Remy ovviamente la un posto d’onore. Non solo è la protagonista femminile, ma subisce anche uno sviluppo molto interessante: per anni è stata costretta a nascondersi, a non pronunciare mai il suo nome, anzi, meglio addirittura pensarlo il meno possibile. Sempre in guardia, sempre all’erta e pronta a correre. Per questo è estremamente verosimile che le sue barriere necessitino di tempo per crollare, che non basti un sorriso ammiccante di Hale perchè tutto si risolva (mi rendo sempre più conto di preferire le relazioni che sbocciano più avanti nel testo, rispetto alle “amore a primo sguardo”, ma sono gusti).
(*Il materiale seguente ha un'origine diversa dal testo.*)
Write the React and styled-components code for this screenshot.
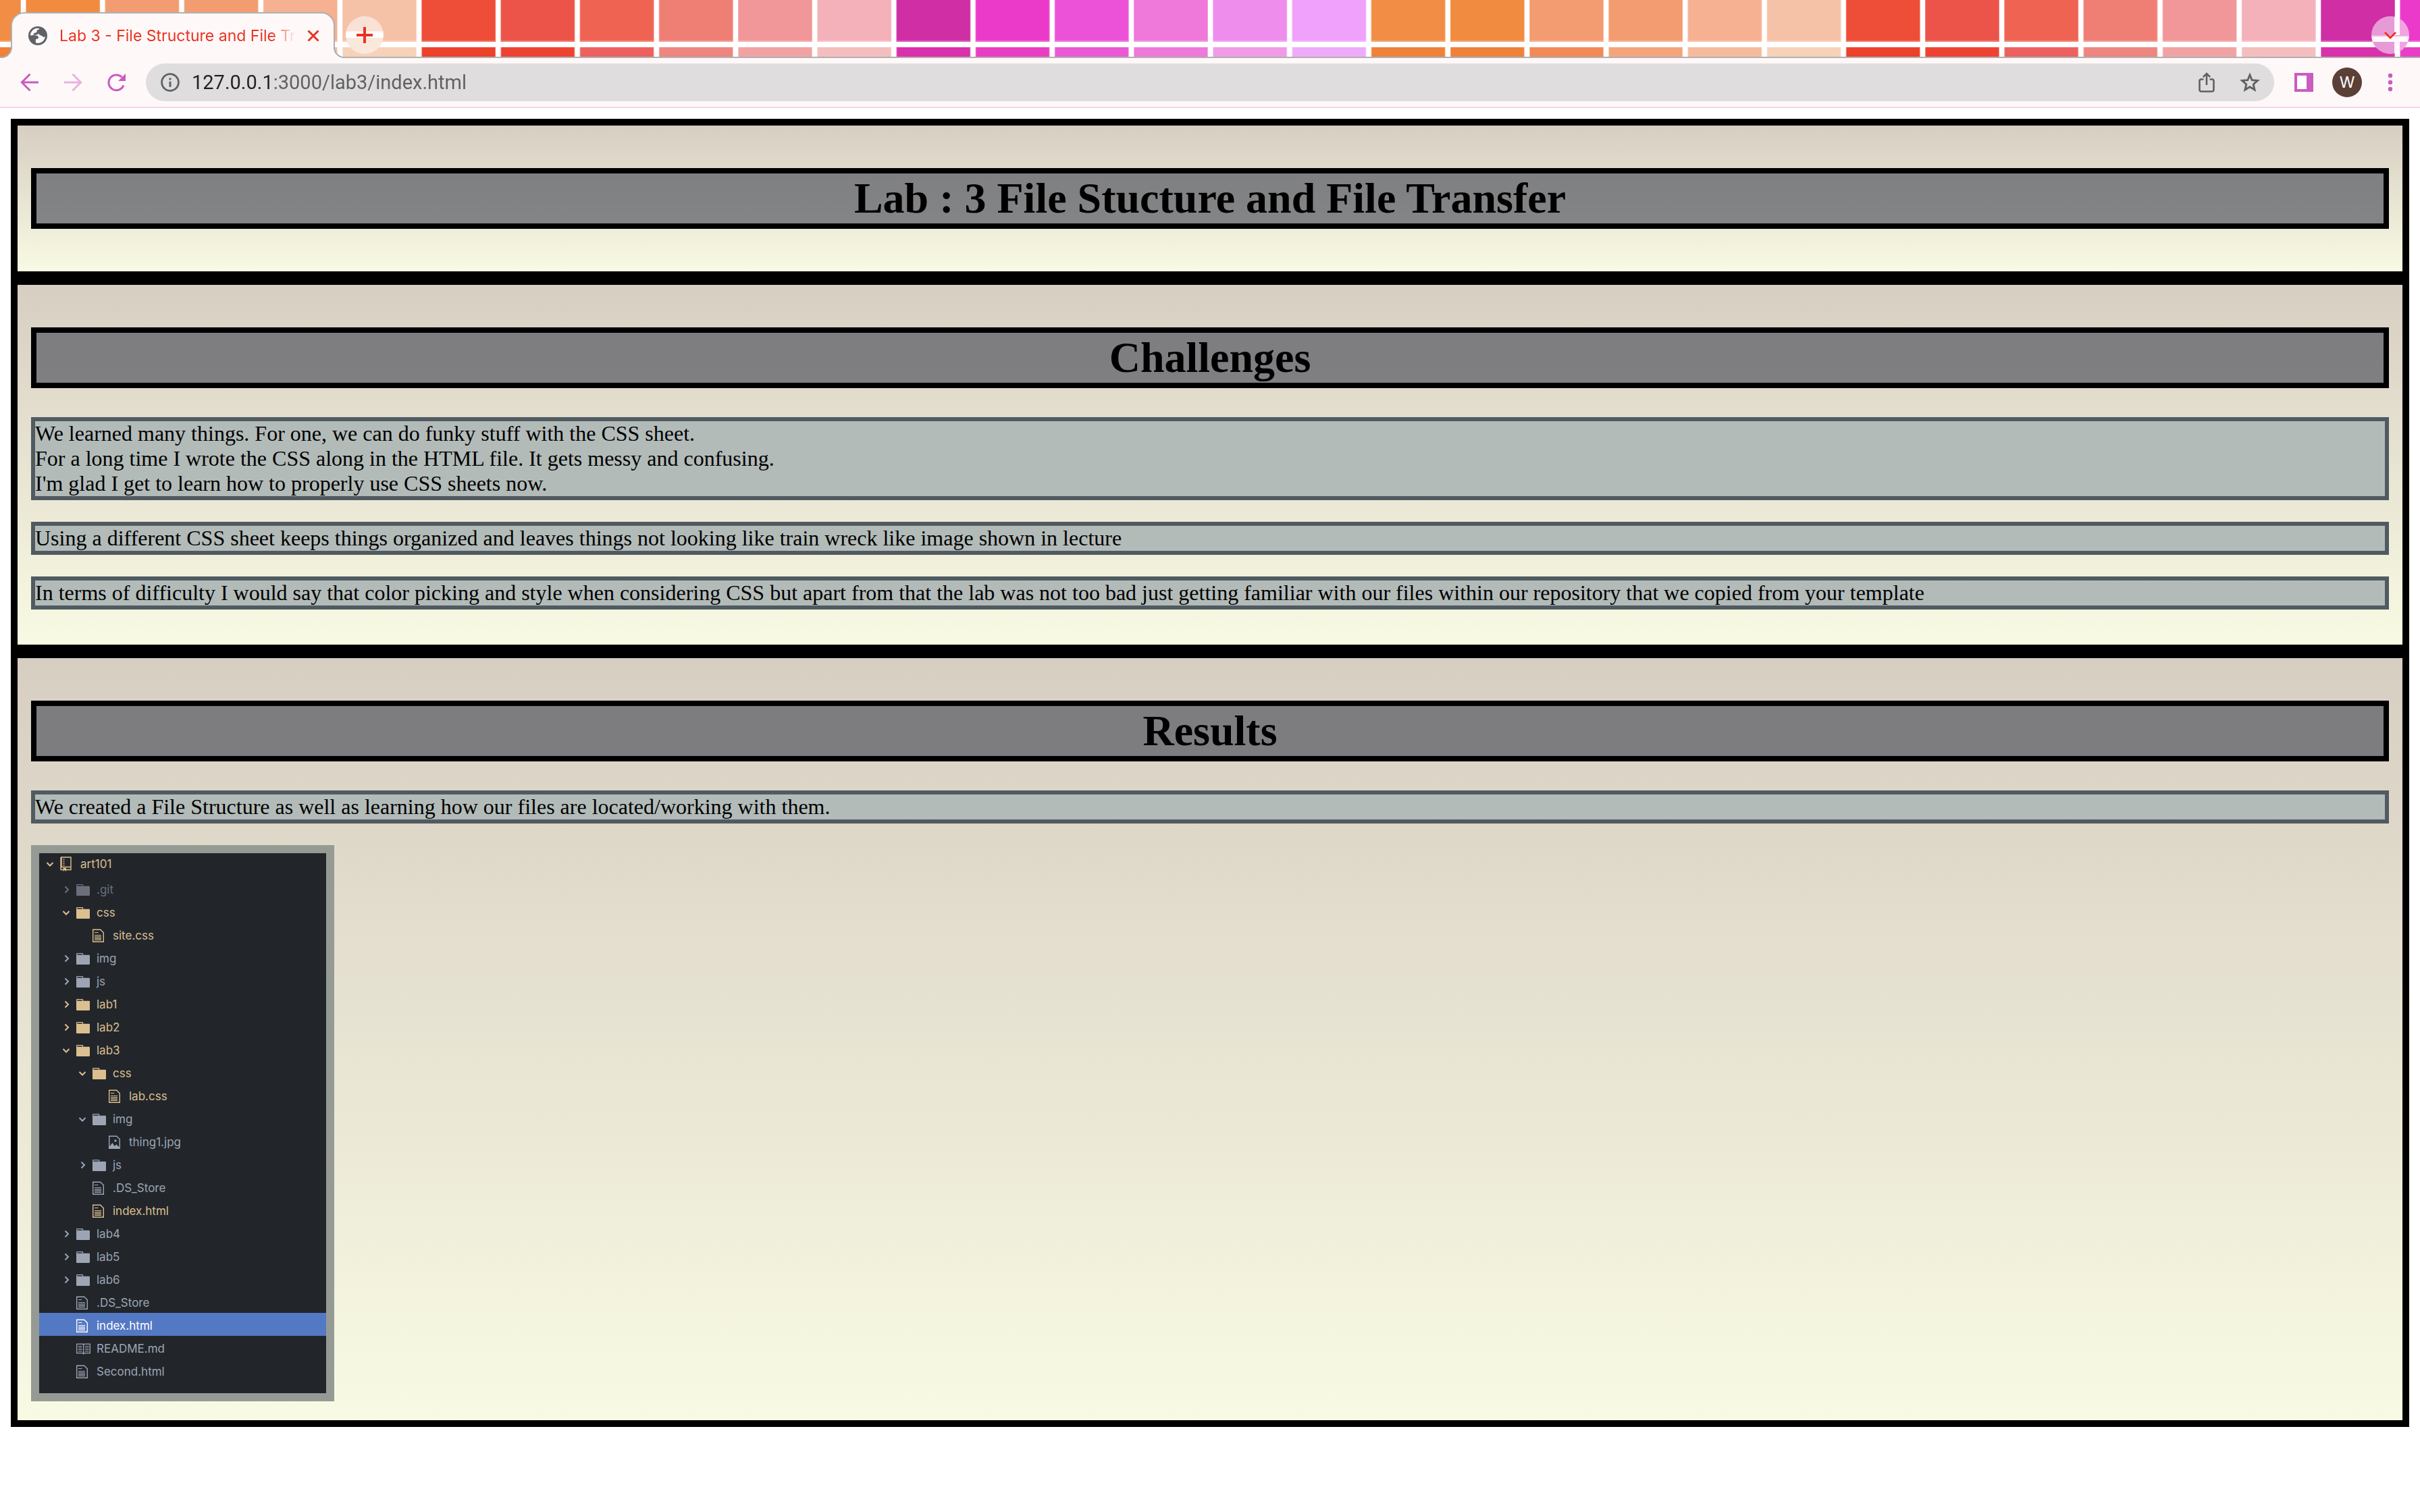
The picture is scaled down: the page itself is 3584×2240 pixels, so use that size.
import React from "react";
import styled, { createGlobalStyle, css } from "styled-components";

const accent = "#c95bc1";
const accentFaded = "#e9b1e2";
const chromeRed = "#ea3323";
const toolbarBg = "#fef9f8";
const outline = "#b0b0b0";

const GlobalStyle = createGlobalStyle`
  * { box-sizing: border-box; }
  body { margin: 0; background: #fff; }
  button, input { font: inherit; color: inherit; }
`;

/* ---------- Browser chrome ---------- */

const TabStrip = styled.header`
  position: relative;
  display: flex;
  align-items: flex-end;
  height: 86px;
  padding: 18px 16px 0;
  border-bottom: 2px solid ${outline};
  background: #fff;
  font-family: Inter, Roboto, "Liberation Sans", sans-serif;
`;

const ThemeArt = styled.svg`
  position: absolute;
  top: 0;
  left: 0;
  width: 100%;
  height: 84px;
`;

const Tab = styled.div`
  position: relative;
  display: flex;
  align-items: center;
  width: 480px;
  height: 68px;
  margin: 0 16px -2px 0;
  padding: 0 16px 0 24px;
  border: 2px solid ${outline};
  border-bottom: 0;
  border-radius: 20px 20px 0 0;
  background: ${toolbarBg};

  &::before,
  &::after {
    content: "";
    position: absolute;
    bottom: 0;
    width: 16px;
    height: 16px;
  }
  &::before {
    left: -16px;
    background: radial-gradient(circle at 0 0, transparent 14px, ${outline} 14px, ${outline} 16px, ${toolbarBg} 16px);
  }
  &::after {
    right: -16px;
    background: radial-gradient(circle at 100% 0, transparent 14px, ${outline} 14px, ${outline} 16px, ${toolbarBg} 16px);
  }
`;

const TabTitle = styled.span`
  flex: 1;
  margin: 0 12px 0 18px;
  overflow: hidden;
  white-space: nowrap;
  font-size: 23px;
  line-height: 32px;
  color: ${chromeRed};
  mask-image: linear-gradient(to right, #000 calc(100% - 36px), transparent);
`;

const PlainButton = styled.button`
  display: grid;
  place-items: center;
  padding: 0;
  border: 0;
  background: none;
  svg { display: block; }
`;

const TabClose = styled(PlainButton)`
  width: 28px;
  height: 28px;
`;

const roundLeft = css`
  background: linear-gradient(#f9e1d5 22px, #fdf3ed 22px, #fdf3ed 24px, #fff 24px, #fff 32px, #fae8dd 32px);
`;
const roundRight = css`
  margin-left: auto;
  background:
    linear-gradient(transparent 28px, #f0b3e2 28px, #f0b3e2 30px, #fff8fc 30px, #fff8fc 38px, transparent 38px),
    linear-gradient(to right, #e69bd7 34px, #fff8fc 34px, #fff8fc 42px, #f2a3e2 42px);
`;
const StripButton = styled(PlainButton)`
  position: relative;
  width: 56px;
  height: 56px;
  margin-bottom: 4px;
  border-radius: 50%;
  ${(p) => (p.$side === "right" ? roundRight : roundLeft)}
`;

const Toolbar = styled.nav`
  display: flex;
  align-items: center;
  height: 74px;
  padding: 0 12px;
  border-bottom: 2px solid #f2d5ed;
  background: ${toolbarBg};
  font-family: Inter, Roboto, "Liberation Sans", sans-serif;
`;

const ToolButton = styled(PlainButton)`
  width: 64px;
  height: 56px;
`;

const Omnibox = styled.div`
  flex: 1;
  display: flex;
  align-items: center;
  height: 56px;
  margin: 0 12px;
  padding: 0 4px 0 22px;
  border-radius: 28px;
  background: #dfdddd;
`;

const UrlInput = styled.input`
  flex: 1;
  min-width: 0;
  margin-left: 18px;
  padding: 0;
  border: 0;
  outline: 0;
  font-family: Roboto, "Liberation Sans", sans-serif;
  font-size: 29px;
  line-height: 36px;
  color: transparent;
  background: linear-gradient(to right, #202124 121px, #5f6063 121px);
  background-clip: text;
`;

const InfoButton = styled(PlainButton)`
  width: 28px;
  height: 28px;
`;

const Avatar = styled.span`
  display: grid;
  place-items: center;
  width: 44px;
  height: 44px;
  border-radius: 50%;
  background: #5b4038;
  color: #fff;
  font-size: 23px;
  line-height: 44px;
`;

/* ---------- Lab page ---------- */

const Page = styled.main`
  padding: 16px;
  font-family: "Liberation Serif", "Times New Roman", serif;
  font-size: 32px;
  line-height: 37px;
  color: #000;
`;

const Section = styled.section`
  display: flow-root;
  padding: 20px;
  border: 10px solid #000;
  background: linear-gradient(#d7cec2, #f8fae3) padding-box;
`;

const Heading = styled.h1`
  margin: 43px 0;
  border: 8px solid #000;
  background: rgba(86, 88, 98, 0.7) padding-box;
  text-align: center;
  font-size: 64px;
  font-weight: bold;
  line-height: 74px;
`;

const Paragraph = styled.p`
  margin: 32px 0;
  border: 6px solid #505b61;
  background: #b3bbb9;
`;

const Figure = styled.figure`
  width: 449px;
  margin: 32px 0 8px;
  border: 12px solid #959b94;
  background: #22262b;
`;

const Tree = styled.ul`
  margin: 0;
  padding: 0 0 17px;
  list-style: none;
  font-family: Inter, Roboto, "Liberation Sans", sans-serif;
  font-size: 17px;
  line-height: 28px;
`;

const tones = {
  plain: "#9da5b4",
  dim: "#6b6f7b",
  changed: "#dcbf91",
  active: "#ffffff",
};

const TreeRow = styled.li`
  display: grid;
  grid-template-columns: 31px 30px 1fr;
  align-items: center;
  height: 34px;
  padding: 3px 0 0 ${(p) => p.$level * 24}px;
  color: ${(p) => tones[p.$tone]};
  background: ${(p) => (p.$tone === "active" ? "#5479c4" : "none")};
  svg { display: block; }

  &:first-child {
    height: 35px;
    padding: 0 0 3px;
  }
`;

const ChevronSlot = styled.span`
  display: grid;
  place-items: center;
`;

/* ---------- Drawings ---------- */

const upperTiles = [
  "#f18d45", "#f18b40", "#f39c72", "#f39c71", "#f6b092", "#f5c2a7",
  "#ee4d38", "#ec544a", "#ef6352", "#ef7f74", "#f19799", "#f4b1ba",
  "#cf2ea5", "#eb3ac9", "#eb52d8", "#ee79da", "#ef8ded", "#f0a1fc",
];
const lowerTiles = [
  "#ef8139", "#ef8139", "#f18a57", "#f4a47b", "#f5bb9c", "#f6d2b9",
  "#ec412a", "#ee4333", "#ec6060", "#ee8580", "#f1a3a4", "#f4bebf",
  "#d931ab", "#e93ec4", "#ea58d5", "#ee79da", "#f19be6", "#efabfa",
];

function Mosaic() {
  const columns = Array.from({ length: 36 }, (_, i) => i);
  return (
    <ThemeArt aria-hidden="true">
      {columns.map((i) => {
        const x = -79 + i * 117.2;
        return (
          <g key={i}>
            <rect x={x} y="0" width="110" height="62" fill={upperTiles[i % 18]} opacity="0.75" />
            <rect x={x + 1} y="0" width="108" height="60" fill={upperTiles[i % 18]} />
            <rect x={x} y="70" width="110" height="14" fill={lowerTiles[i % 18]} opacity="0.6" />
            <rect x={x + 1} y="70" width="108" height="14" fill={lowerTiles[i % 18]} />
          </g>
        );
      })}
    </ThemeArt>
  );
}

const Stroke = ({ size = 28, width = 3, color = "currentColor", children, ...rest }) => (
  <svg width={size} height={size} viewBox={`0 0 ${size} ${size}`} fill="none" stroke={color} strokeWidth={width} aria-hidden="true" {...rest}>
    {children}
  </svg>
);

const Globe = () => (
  <svg width="28" height="28" viewBox="0 0 28 28" aria-hidden="true">
    <circle cx="14" cy="14" r="14" fill="#5f6368" />
    <path
      fill={toolbarBg}
      d="M3 13.8C3 8 7.6 3 13.6 2.8L16.4 3.6C16.2 5.4 13.2 4.6 12.7 6.4C12.4 7.8 12.9 8.6 11.6 9.2C9.6 9.8 7.9 9.6 7.6 11.4C7.6 12.8 8.8 13.3 10.2 13.2C12.2 13.2 14.4 14 15 16C15.4 18 14 18.6 12.4 18.6C10.8 18.8 11 20.4 10.8 22.4L11 24.6C17 26.4 23.8 22.6 25 15.6C23.8 15.4 23.6 16 22.2 15.8C20.2 15.4 20.6 14 18.6 13.6C16.6 13.6 16.6 11.8 15.4 11.2C13.8 10.6 14.6 12.6 12.4 12.6C9 12.8 5.6 13 3 13.8Z"
    />
  </svg>
);

const BackArrow = () => (
  <Stroke color={accent}><path d="M27 14H2.5M14.5 1.8 2.3 14l12.2 12.2" /></Stroke>
);
const ForwardArrow = () => (
  <Stroke color={accentFaded}><path d="M1 14h24.5M13.5 1.8 25.7 14 13.5 26.2" /></Stroke>
);
const Reload = () => (
  <svg width="28" height="28" viewBox="0 0 28 28" aria-hidden="true">
    <path d="M22.4 6.2A11.4 11.4 0 1 0 25 18.4" fill="none" stroke={accent} strokeWidth="3" />
    <path d="M28 1v11H17z" fill={accent} />
  </svg>
);
const Info = () => (
  <svg width="28" height="28" viewBox="0 0 28 28" fill="#5f6368" aria-hidden="true">
    <circle cx="14" cy="14" r="12.4" fill="none" stroke="#5f6368" strokeWidth="2.8" />
    <path d="M12.5 7.5h3v3h-3zM12.5 12.8h3v8h-3z" />
  </svg>
);
const Share = () => (
  <Stroke size={30} width={2.6} color="#5f6063">
    <path d="M10.500 10.500H7a2.500 2.500 0 0 0-2.500 2.500v13A2.500 2.500 0 0 0 7 28.500h16a2.500 2.500 0 0 0 2.500-2.500V13a2.500 2.500 0 0 0-2.500-2.500h-3.500M15 19V2.500M9.800 7.200 15 2l5.200 5.200" />
  </Stroke>
);
const Star = () => (
  <Stroke size={30} width={2.8} color="#5f6063">
    <path d="M15 4l3.200 7.700 8.300.7-6.300 5.500 1.900 8.100L15 21.700 7.900 26l1.900-8.100-6.300-5.500 8.300-.7z" />
  </Stroke>
);
const SidePanel = () => (
  <svg width="28" height="28" viewBox="0 0 28 28" aria-hidden="true">
    <path fill={accent} d="M0 0h28v28H0z" />
    <path fill="#fff" d="M4 4h14v20H4z" />
  </svg>
);
const Dots = () => (
  <svg width="8" height="28" viewBox="0 0 8 28" fill={accent} aria-hidden="true">
    <circle cx="4" cy="4" r="3.2" />
    <circle cx="4" cy="14" r="3.2" />
    <circle cx="4" cy="24" r="3.2" />
  </svg>
);

const Chevron = ({ open }) => (
  <Stroke size={14} width={2}>
    <path d={open ? "M2.500 5l4.500 4.500L11.500 5" : "M5.500 2.500 10 7l-4.500 4.500"} />
  </Stroke>
);

const glyphs = {
  book: (
    <svg width="20" height="24" viewBox="0 0 20 24" fill="none" stroke="currentColor" aria-hidden="true">
      <path d="M1 2h15v18.500H9M4.500 20.500H1V2M1 16.500h15" strokeWidth="1.400" />
      <path d="M2 2v14" strokeWidth="1.600" />
      <path d="M5.500 4.500v10" strokeWidth="2" strokeDasharray="1.300 1.500" />
      <path d="M4.500 17.800h4.500V23l-2.200-2-2.300 2z" fill="currentColor" stroke="none" />
    </svg>
  ),
  folder: (
    <svg width="20" height="20" viewBox="0 0 20 20" aria-hidden="true">
      <path fill="currentColor" d="M1.200 2H9.200Q10.200 2 10.200 3V4.800H19Q20 4.800 20 6V18Q20 19 19 19H1Q0 19 0 18V3.200Q0 2 1.200 2ZM1.200 3.300V4.800H9V3.300Z" fillRule="evenodd" />
    </svg>
  ),
  file: (
    <svg width="18" height="22" viewBox="0 0 18 22" fill="none" stroke="currentColor" aria-hidden="true">
      <path d="M.7 2.200h11l4.600 4.600v13.500H.7z" strokeWidth="1.400" />
      <path d="M3 6.500h5.500M3 10.500h10M3 12.800h10M3 15.100h10M3 17.400h10" strokeWidth="1.200" />
    </svg>
  ),
  image: (
    <svg width="18" height="22" viewBox="0 0 18 22" fill="none" stroke="currentColor" aria-hidden="true">
      <path d="M.7 2.200h11l4.600 4.600v13.500H.7z" strokeWidth="1.400" />
      <path d="M1 18l4.500-6 3 5 3-2.500L16 19v1.300H1z" fill="currentColor" stroke="none" />
      <path d="M8.500 7.500h3v3h-3z" fill="currentColor" stroke="none" />
    </svg>
  ),
  readme: (
    <svg width="22" height="20" viewBox="0 0 22 20" fill="none" stroke="currentColor" aria-hidden="true">
      <path d="M.7 3.200h9l1 1 1-1h8.600v13.500h-8.600l-1 1-1-1h-9zM10.700 4v14.500" strokeWidth="1.300" />
      <path d="M3 6.500h5.500M3 9h5.500M3 11.500h5.500M3 14h5.500M13 6.500h5.500M13 9h5.500M13 11.500h5.500M13 14h5.500" strokeWidth="1.200" />
    </svg>
  ),
};

/* ---------- Content ---------- */

const files = [
  { name: "art101", level: 0, kind: "book", tone: "changed", open: true },
  { name: ".git", level: 1, kind: "folder", tone: "dim", open: false },
  { name: "css", level: 1, kind: "folder", tone: "changed", open: true },
  { name: "site.css", level: 2, kind: "file", tone: "changed" },
  { name: "img", level: 1, kind: "folder", tone: "plain", open: false },
  { name: "js", level: 1, kind: "folder", tone: "plain", open: false },
  { name: "lab1", level: 1, kind: "folder", tone: "changed", open: false },
  { name: "lab2", level: 1, kind: "folder", tone: "changed", open: false },
  { name: "lab3", level: 1, kind: "folder", tone: "changed", open: true },
  { name: "css", level: 2, kind: "folder", tone: "changed", open: true },
  { name: "lab.css", level: 3, kind: "file", tone: "changed" },
  { name: "img", level: 2, kind: "folder", tone: "plain", open: true },
  { name: "thing1.jpg", level: 3, kind: "image", tone: "plain" },
  { name: "js", level: 2, kind: "folder", tone: "plain", open: false },
  { name: ".DS_Store", level: 2, kind: "file", tone: "plain" },
  { name: "index.html", level: 2, kind: "file", tone: "changed" },
  { name: "lab4", level: 1, kind: "folder", tone: "plain", open: false },
  { name: "lab5", level: 1, kind: "folder", tone: "plain", open: false },
  { name: "lab6", level: 1, kind: "folder", tone: "plain", open: false },
  { name: ".DS_Store", level: 1, kind: "file", tone: "plain" },
  { name: "index.html", level: 1, kind: "file", tone: "active" },
  { name: "README.md", level: 1, kind: "readme", tone: "plain" },
  { name: "Second.html", level: 1, kind: "file", tone: "plain" },
];

export default function App() {
  return (
    <>
      <GlobalStyle />
      <TabStrip>
        <Mosaic />
        <Tab>
          <Globe />
          <TabTitle>Lab 3 - File Structure and File Transfer</TabTitle>
          <TabClose type="button" aria-label="Close tab">
            <Stroke size={20} width={3} color={chromeRed}><path d="M2.500 2.500l15 15M17.500 2.500l-15 15" /></Stroke>
          </TabClose>
        </Tab>
        <StripButton type="button" aria-label="New tab" $side="left">
          <Stroke size={24} width={4} color={chromeRed}><path d="M12 0v24M0 12h24" /></Stroke>
        </StripButton>
        <StripButton type="button" aria-label="Search tabs" $side="right">
          <Stroke size={20} width={2.8} color={chromeRed}><path d="M2 6l8 8 8-8" /></Stroke>
        </StripButton>
      </TabStrip>

      <Toolbar>
        <ToolButton type="button" aria-label="Back"><BackArrow /></ToolButton>
        <ToolButton type="button" aria-label="Forward"><ForwardArrow /></ToolButton>
        <ToolButton type="button" aria-label="Reload"><Reload /></ToolButton>
        <Omnibox>
          <InfoButton type="button" aria-label="Site information"><Info /></InfoButton>
          <UrlInput aria-label="Address" defaultValue="127.0.0.1:3000/lab3/index.html" />
          <ToolButton type="button" aria-label="Share"><Share /></ToolButton>
          <ToolButton type="button" aria-label="Bookmark"><Star /></ToolButton>
        </Omnibox>
        <ToolButton type="button" aria-label="Side panel"><SidePanel /></ToolButton>
        <ToolButton type="button" aria-label="Profile"><Avatar>W</Avatar></ToolButton>
        <ToolButton type="button" aria-label="Menu"><Dots /></ToolButton>
      </Toolbar>

      <Page>
        <Section>
          <Heading>Lab : 3 File Stucture and File Transfer</Heading>
        </Section>
        <Section>
          <Heading>Challenges</Heading>
          <Paragraph>
            We learned many things. For one, we can do funky stuff with the CSS sheet.
            <br />
            For a long time I wrote the CSS along in the HTML file. It gets messy and confusing.
            <br />
            I'm glad I get to learn how to properly use CSS sheets now.
          </Paragraph>
          <Paragraph>
            Using a different CSS sheet keeps things organized and leaves things not looking like train wreck like
            image shown in lecture
          </Paragraph>
          <Paragraph>
            In terms of difficulty I would say that color picking and style when considering CSS but apart from that
            the lab was not too bad just getting familiar with our files within our repository that we copied from
            your template
          </Paragraph>
        </Section>
        <Section>
          <Heading>Results</Heading>
          <Paragraph>
            We created a File Structure as well as learning how our files are located/working with them.
          </Paragraph>
          <Figure>
            <Tree>
              {files.map((f, i) => (
                <TreeRow key={i} $level={f.level} $tone={f.tone}>
                  <ChevronSlot>{f.open === undefined ? null : <Chevron open={f.open} />}</ChevronSlot>
                  {glyphs[f.kind]}
                  <span>{f.name}</span>
                </TreeRow>
              ))}
            </Tree>
          </Figure>
        </Section>
      </Page>
    </>
  );
}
La giovane è divorata dai dubbi, non prende nessuna decisione a cuor leggero, e ciò rende ogni sua azione tanto più importante.
Fortunatamente anche Hale, il protagonista maschile, è un personaggio ben costruito (il pericolo del solo-bello-e-misterioso era dietro l’angolo, ma per questa volta la scampiamo). Nulla di quello che fa è facile, scontato; c’è sempre una motivazione più profonda. Beh, forse non quando fa innervosire Remy, in quel caso vuole semplicemente essere dispettoso, credo. Incarna la difficoltà di districarsi tra le aspettative sociali e i desideri personali, il dover indossare la maschera giusta al momento giusto, soltanto per sopravvivere.
In generale, di potrebbe pensare che The High Mountain Court di A. K. Mulford sia semplicemente un romanzo d’avventura, ma sarebbe una semplificazione. È un libro che parla della sofferenza di essere soli, di discriminazione, di pregiudizi e compromessi; di amicizia, di lealtà, di perseveranza e d’amore.
Ho solamente un dubbio, che non è una critica, quanto più potrebbe una carenza di conoscenza personale, visto che non ho ancora letto così tanti romanzi con personaggi fae: i fae – o almeno qualche loro Corte – non dovrebbero avere le ali? Perchè se hanno le orecchie a punta, una forza superiore al normale e sensi super sviluppati, la possibilità di usare la magia, ma niente ali, non sono degli elfi? E premetto che so che ogni autore può caratterizzare il proprio mondo fantasy come preferisce; si tratta semplicemente di una domanda.